Quite a few people criticised the title of my last post — There was no British housing bubble — on the basis that, even if there was no overconstruction of housing (and thus no Austrian-style distortion in the structure of production), there was a bubble in the sense that prices rose rapidly, and so on.
But is this right? I suppose it depends on what you mean by a ‘bubble’. As far as I can tell, there are at least three different meanings of the word ‘bubble’:
- A speculative bubble, like the Beanie Baby craze. As Arnold Kling put it recently, “If investors who are buying the asset have estimates of the discounted present value of the income from that asset that imply a negative real return, then it is a bubble.”
- An Austrian-style bubble that distorts the real economy by incentivising production in an area where much of the demand is illusory (typically created by credit expansion, according to the Austrians).
- A government-created rise in price above ‘real’ (or endogenous) factors.
Take the third kind of bubble, which I think is what we are currently seeing in the British housing market. A ban on the construction of new houses would cause the price of housing to rise significantly, for instance (and this isn’t a million miles away from current government policy). Though the government policy is probably very harmful, given that it exists it is perfectly rational for markets to drive the price up, and that price should stay up for as long as the political factors dictate. The policy might be crazy, but the market’s reaction isn’t.
Let’s take a look at historical UK house prices (in real terms).
Clearly, prices were above trend in the 2000s and then fell after 2008, but compared to the early 1990s prices are still extremely high. I’m willing to believe that quite a bit of that rise was a type-1 or type-2 bubble, but unless you think we’re still in the midst of that kind of bubble (which could pop at any time), it’s not the whole story and doesn’t even seem to be most of the story. (As some commenters have pointed out, some aspects of this price increase were likely attributable to foolish financial wizardry, probably driven by regulation.)
More likely, that rise in house prices since the 1990s, since it is still high, is a type-3 bubble — a sensible reaction by markets to foolish government policies constraining the construction of new homes.
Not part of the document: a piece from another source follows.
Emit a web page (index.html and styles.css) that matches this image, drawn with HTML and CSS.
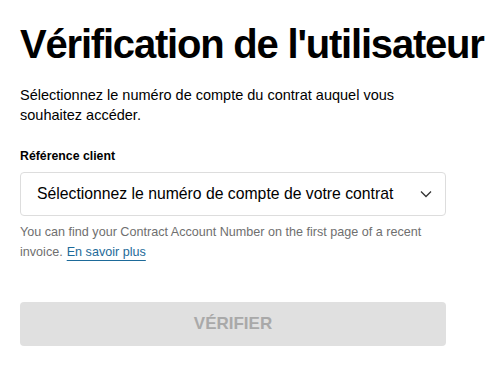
FILE: index.html
```html
<!DOCTYPE html>
<html>
<head>
	<title>Vérification de l'utilisateur</title>
	<meta charset="UTF-8">
	<meta name="viewport" content="width=device-width, initial-scale=1">
	<link rel="stylesheet" href="styles.css">
</head>
<body>

<div id="content">

	<h1 class="title">Vérification de l'utilisateur</h1>

	<p class="intro">Sélectionnez le numéro de compte du contrat auquel vous souhaitez accéder.</p>

	<form class="form">
		<label class="label" for="account">Référence client</label>

		<div class="select">
			<span class="select-text">Sélectionnez le numéro de compte de votre contrat</span>
			<svg class="chevron" width="12" height="8" viewBox="0 0 12 8">
				<polyline points="1,1.5 6,6.5 11,1.5" fill="none" stroke="#333" stroke-width="1.3"/>
			</svg>
		</div>

		<p class="help">You can find your Contract Account Number on the first page of a recent invoice.<a href="#" class="link">En savoir plus</a></p>

		<button type="button" class="btn" disabled>VÉRIFIER</button>
	</form>

</div>

</body>
</html>
```

FILE: styles.css
```css
* {
	box-sizing: border-box;
	font-family: "Liberation Sans", Arial, sans-serif;
}
body {
	margin: 0;
	padding: 0;
	background: #fff;
	color: #000;
}
#content {
	width: 426px;
	margin-left: 20px;
	padding-top: 22px;
}
.title {
	margin: 0;
	font-size: 40px;
	line-height: 44px;
	font-weight: bold;
	letter-spacing: -1.2px;
	white-space: nowrap;
}
.intro {
	margin: 19px 0 0;
	font-size: 14.5px;
	line-height: 20px;
	color: #000;
	width: 400px;
}
.form {
	margin-top: 23px;
}
.label {
	display: block;
	font-size: 12.3px;
	font-weight: bold;
	line-height: 16px;
}
.select {
	margin-top: 8px;
	height: 44px;
	border: 1px solid #ddd;
	border-radius: 4px;
	display: flex;
	align-items: center;
	justify-content: space-between;
	padding: 0 13px 0 16px;
}
.select-text {
	font-size: 15.75px;
	color: #000;
}
.chevron {
	display: block;
}
.help {
	margin: 6px 0 0;
	font-size: 12.6px;
	line-height: 20px;
	color: #6f6f6f;
}
.link {
	display: inline-block;
	margin-left: 4px;
	line-height: 20px;
	color: #1d6a99;
	text-decoration: underline;
	text-underline-offset: 4px;
}
.btn {
	display: block;
	width: 100%;
	height: 44px;
	margin-top: 40px;
	border: none;
	border-radius: 4px;
	background: #e0e0e0;
	color: #a9a9a9;
	font-size: 17px;
	font-weight: bold;
}
```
I can’t explain why this rise only took place in the 1990s (population growth and decreases in household sizes may explain this, but I don’t know), but unless you’re saying that right now markets are wrong and you know better, that rise doesn’t seem like the sort of unsustainable bubble that leads to sudden crashes.
Type-3 bubbles are different to type-1 and -2 bubbles in that they do not run the risk of sudden crashes. A type-3 bubble is created by government fiat and it can only be undone by government fiat. This difference is sufficiently great that I suggest a new term for type-3 bubbles: “balloons”. A term like that might communicate the fact that prices have been blown up by human agency and, unlike bubbles, require an active popping or disinflating before they go away.